Just over 120 years ago George J Burns opened up a machine shop just so it could produce the inventions of Daniel L. Chandler. Mr. Burns thought so much of Mr. Chandler that he took this extraordinary step.
He did it even though Mr. Chandler started his own business a few years earlier. Whatever the deal was between the two men we may not know but one thing was it started something good and which lasted over 100 years.
Throughout its production run, Chandler made hand-operated and electric sewing machines for people around the country. It started in Ayer MA but moved to New Jersey some time after the war.
At one time a German immigrant, Frank Maxant a graduate of the Krupp School of Engineering bought the company and moved to Ayer to run it. Unfortunately the 2009 website for Chandler machine co. doesn't hold too much historical information.
It just states that after 100 years the company could not continue to fight against foreign competition. At one time the company employed 80 people and their workbenches still are filled with tools waiting for those workmen to return.
This company made several different models even when it was nearing its end. The 2009 catalog is still online and you can see at least 5 different machines in the first couple of pages.
We did not check every model that was once for sale but the ones we did look at all started with the CM initials and then numbers or letters and numbers. The CM93X was an overlock machine that was made t handle heavy-duty materials.
The CM 5 was a portable overlock sewing machine that could work with 2 or 5 different threads. Then the CM2053R-1 was a single needle drop feed zig zag lockstitch sewing machine that did 2500 spm.
There are 12 pages to the last catalog for Chandler machines and you can peruse what could have been by clicking on this link. Different models fit different needs and you could be sure that your work would be done when you bought a Chandler.
There were very few parts made for this machine outside of America. Essentially it was an American built machine for Americans
Just because the company is no longer in business, does it mean you can’t get the owner’s manuals for their machines. The company may be gone but there are still other companies out there specializing in sewing machine manuals that hold many of them for Chandler machines.
The first place to check would be the company that owns this website. They have lots of different Chandler sewing machine manuals that you should be able to find one that goes with your Chandler machine.
Next up is this location. It seems to have a couple of them listed under chandler but we saw a few individual web pages at the same company for different Chandler sewing machines. Look for the CM in front of the model number to get the right ones.
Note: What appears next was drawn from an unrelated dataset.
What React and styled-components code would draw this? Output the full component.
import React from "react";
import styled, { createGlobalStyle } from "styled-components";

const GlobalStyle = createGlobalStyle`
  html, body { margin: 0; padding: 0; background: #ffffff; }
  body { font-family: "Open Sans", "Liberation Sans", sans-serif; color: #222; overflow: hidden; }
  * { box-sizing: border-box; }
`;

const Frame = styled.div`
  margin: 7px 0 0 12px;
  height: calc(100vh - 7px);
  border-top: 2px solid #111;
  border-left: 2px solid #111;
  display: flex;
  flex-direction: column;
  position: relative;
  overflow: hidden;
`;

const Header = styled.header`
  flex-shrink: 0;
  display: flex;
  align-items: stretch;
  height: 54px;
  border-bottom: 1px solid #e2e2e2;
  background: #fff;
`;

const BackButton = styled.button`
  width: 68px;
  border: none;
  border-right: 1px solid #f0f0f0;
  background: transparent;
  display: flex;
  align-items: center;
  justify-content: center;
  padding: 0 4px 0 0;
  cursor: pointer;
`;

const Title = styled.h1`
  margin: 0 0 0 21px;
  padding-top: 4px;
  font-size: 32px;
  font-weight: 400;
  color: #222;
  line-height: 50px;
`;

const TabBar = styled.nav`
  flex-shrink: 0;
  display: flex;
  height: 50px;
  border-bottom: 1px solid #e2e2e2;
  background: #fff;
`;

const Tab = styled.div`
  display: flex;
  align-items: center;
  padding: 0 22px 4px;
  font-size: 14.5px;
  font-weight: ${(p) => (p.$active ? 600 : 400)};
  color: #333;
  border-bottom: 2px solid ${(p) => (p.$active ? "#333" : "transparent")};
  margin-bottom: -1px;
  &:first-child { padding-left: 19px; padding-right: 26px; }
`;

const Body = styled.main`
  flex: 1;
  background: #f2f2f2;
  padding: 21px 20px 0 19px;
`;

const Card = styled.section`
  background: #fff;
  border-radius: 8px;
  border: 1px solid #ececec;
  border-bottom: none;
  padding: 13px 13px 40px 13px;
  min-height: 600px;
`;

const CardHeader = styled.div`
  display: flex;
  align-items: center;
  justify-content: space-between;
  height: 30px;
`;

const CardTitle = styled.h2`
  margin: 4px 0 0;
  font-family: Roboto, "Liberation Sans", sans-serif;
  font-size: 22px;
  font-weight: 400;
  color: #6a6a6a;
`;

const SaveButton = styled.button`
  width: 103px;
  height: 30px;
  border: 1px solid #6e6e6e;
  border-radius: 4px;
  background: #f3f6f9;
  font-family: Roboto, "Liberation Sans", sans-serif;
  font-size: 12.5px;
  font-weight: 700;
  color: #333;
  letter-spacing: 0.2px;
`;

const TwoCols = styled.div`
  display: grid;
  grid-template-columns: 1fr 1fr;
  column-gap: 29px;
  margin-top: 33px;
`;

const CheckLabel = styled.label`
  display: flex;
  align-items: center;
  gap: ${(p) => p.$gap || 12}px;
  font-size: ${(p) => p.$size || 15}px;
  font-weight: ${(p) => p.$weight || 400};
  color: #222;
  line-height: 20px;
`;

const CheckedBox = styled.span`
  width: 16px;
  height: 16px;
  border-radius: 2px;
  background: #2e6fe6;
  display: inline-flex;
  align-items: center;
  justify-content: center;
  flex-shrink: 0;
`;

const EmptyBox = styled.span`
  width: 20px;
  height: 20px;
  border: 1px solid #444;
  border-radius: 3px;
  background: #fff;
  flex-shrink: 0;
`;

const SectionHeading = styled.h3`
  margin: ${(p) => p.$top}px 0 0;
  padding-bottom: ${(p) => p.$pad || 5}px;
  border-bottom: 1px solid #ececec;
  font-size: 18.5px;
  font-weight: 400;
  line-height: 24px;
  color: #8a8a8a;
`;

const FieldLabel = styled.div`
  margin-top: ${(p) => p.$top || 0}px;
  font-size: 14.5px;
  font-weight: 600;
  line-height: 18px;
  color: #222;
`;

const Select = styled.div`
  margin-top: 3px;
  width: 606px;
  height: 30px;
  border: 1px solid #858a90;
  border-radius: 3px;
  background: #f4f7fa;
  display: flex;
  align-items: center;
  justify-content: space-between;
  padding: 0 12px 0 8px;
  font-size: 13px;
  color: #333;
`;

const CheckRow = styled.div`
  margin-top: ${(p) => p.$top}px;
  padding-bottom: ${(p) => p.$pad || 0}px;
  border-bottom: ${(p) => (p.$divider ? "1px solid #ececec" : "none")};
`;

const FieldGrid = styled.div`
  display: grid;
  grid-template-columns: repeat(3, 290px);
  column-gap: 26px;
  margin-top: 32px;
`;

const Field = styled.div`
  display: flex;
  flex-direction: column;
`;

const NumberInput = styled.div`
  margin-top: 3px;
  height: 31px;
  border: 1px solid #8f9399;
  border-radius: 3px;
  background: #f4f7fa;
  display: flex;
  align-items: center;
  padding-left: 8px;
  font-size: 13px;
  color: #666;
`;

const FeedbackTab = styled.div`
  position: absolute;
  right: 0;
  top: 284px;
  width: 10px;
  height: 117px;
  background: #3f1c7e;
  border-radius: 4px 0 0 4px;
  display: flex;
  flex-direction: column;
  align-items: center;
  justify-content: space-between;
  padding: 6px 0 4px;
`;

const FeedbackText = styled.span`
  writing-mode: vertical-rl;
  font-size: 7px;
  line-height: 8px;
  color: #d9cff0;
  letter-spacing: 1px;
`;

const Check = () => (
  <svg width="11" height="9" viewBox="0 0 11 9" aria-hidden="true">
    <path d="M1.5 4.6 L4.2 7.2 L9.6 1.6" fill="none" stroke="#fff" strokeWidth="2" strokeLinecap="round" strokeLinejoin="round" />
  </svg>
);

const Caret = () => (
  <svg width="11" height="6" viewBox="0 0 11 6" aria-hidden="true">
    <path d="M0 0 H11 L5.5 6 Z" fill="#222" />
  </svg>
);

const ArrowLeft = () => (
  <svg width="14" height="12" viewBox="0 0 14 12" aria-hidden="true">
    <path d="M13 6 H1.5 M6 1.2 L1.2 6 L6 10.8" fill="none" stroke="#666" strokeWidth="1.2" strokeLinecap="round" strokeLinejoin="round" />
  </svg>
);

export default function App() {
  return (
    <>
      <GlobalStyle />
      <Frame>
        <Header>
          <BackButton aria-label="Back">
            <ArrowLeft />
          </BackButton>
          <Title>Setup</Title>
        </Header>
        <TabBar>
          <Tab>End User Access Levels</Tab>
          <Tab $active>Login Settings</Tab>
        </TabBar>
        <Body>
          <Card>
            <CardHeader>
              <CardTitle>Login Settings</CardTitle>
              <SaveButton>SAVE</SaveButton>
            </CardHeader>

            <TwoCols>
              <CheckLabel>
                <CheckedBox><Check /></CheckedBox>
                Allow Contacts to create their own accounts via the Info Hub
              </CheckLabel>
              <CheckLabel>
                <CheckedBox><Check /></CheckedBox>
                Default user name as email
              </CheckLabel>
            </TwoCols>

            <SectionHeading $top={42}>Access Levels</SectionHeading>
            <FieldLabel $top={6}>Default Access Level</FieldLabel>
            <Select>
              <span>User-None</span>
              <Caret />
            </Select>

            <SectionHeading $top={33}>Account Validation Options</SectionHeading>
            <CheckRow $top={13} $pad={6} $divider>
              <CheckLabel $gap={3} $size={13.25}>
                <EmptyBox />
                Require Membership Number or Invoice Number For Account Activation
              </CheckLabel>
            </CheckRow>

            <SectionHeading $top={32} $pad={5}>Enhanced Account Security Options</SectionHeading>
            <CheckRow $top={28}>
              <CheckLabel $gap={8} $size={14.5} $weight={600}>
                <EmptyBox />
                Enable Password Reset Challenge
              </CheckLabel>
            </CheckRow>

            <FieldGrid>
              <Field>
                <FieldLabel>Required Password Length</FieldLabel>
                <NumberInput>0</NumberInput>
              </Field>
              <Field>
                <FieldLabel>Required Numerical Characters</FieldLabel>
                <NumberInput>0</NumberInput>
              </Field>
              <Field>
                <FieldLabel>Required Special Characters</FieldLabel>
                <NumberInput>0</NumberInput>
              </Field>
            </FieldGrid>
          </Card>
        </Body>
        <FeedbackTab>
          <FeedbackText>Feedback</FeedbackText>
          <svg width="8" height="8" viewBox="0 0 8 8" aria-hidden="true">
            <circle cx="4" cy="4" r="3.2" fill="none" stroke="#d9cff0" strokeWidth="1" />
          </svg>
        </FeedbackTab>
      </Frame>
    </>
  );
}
One was found at this location, even though their search function said there were 157 matches. Those other matches were not Chandler machines. You can always check different repair shops top see if they have manuals on hand or if they know where to find them.
A double-check at the Chandler website found 3 more manuals. Just click on the links at this website and you get a PDF file that you can look at.
We only have space here to give you instructions to one Chandler sewing machine. The one we have chosen to use is the CM101 and you can find the instructions as well as the easy to follow diagram at the following link. See it here
If you are on the internet, the first and only place that came up was eBay. It seems that this company has some Chandler sewing machines for sale and the asking price is $500 approx. Other machines went for between $300 and $600 so they seem to be realistically priced.
If you do not want to deal through eBay, you can check the different sewing machine companies that advertise on the web as well as deal in industrial sewing machines. They should have some available or know where you might find one.
Since they are industrial machines you may find them at your local sewing machine repair shop or those shops that handle industrial machines. They may be found in antique shops, at least the earlier versions but they are not technically made before 1900.
If you are into antique sewing machines, do not pass up on a Chandler made before 1900 as a few were made by Mr. Chandler himself. Just verify if you can before buying it.
It is hard to say what those early machines looked like as we found no images for them or how many were made. 1899 was when the Chandler machine company was created to sell those machines so you might get lucky and find a couple of those still in existence.
They may be American made sewing machines and solidly built but for some reason, they are not holding their value very well. For industrial machines, $975 has been the top price we have been able to locate at this time.
Other sewing machines the company produced range in value from $100 to $400. it is all going to depend on who is selling the machine and what you are willing to pay for it.
For a company that lasted for just over 100 years, there are not too many records available talking about it and its machines. That may be because the company produced industrial machines only.
There is more of an interest in those companies that produced home sewing machines than those that made them for businesses. Chandler sewing machines seem like good devices to buy.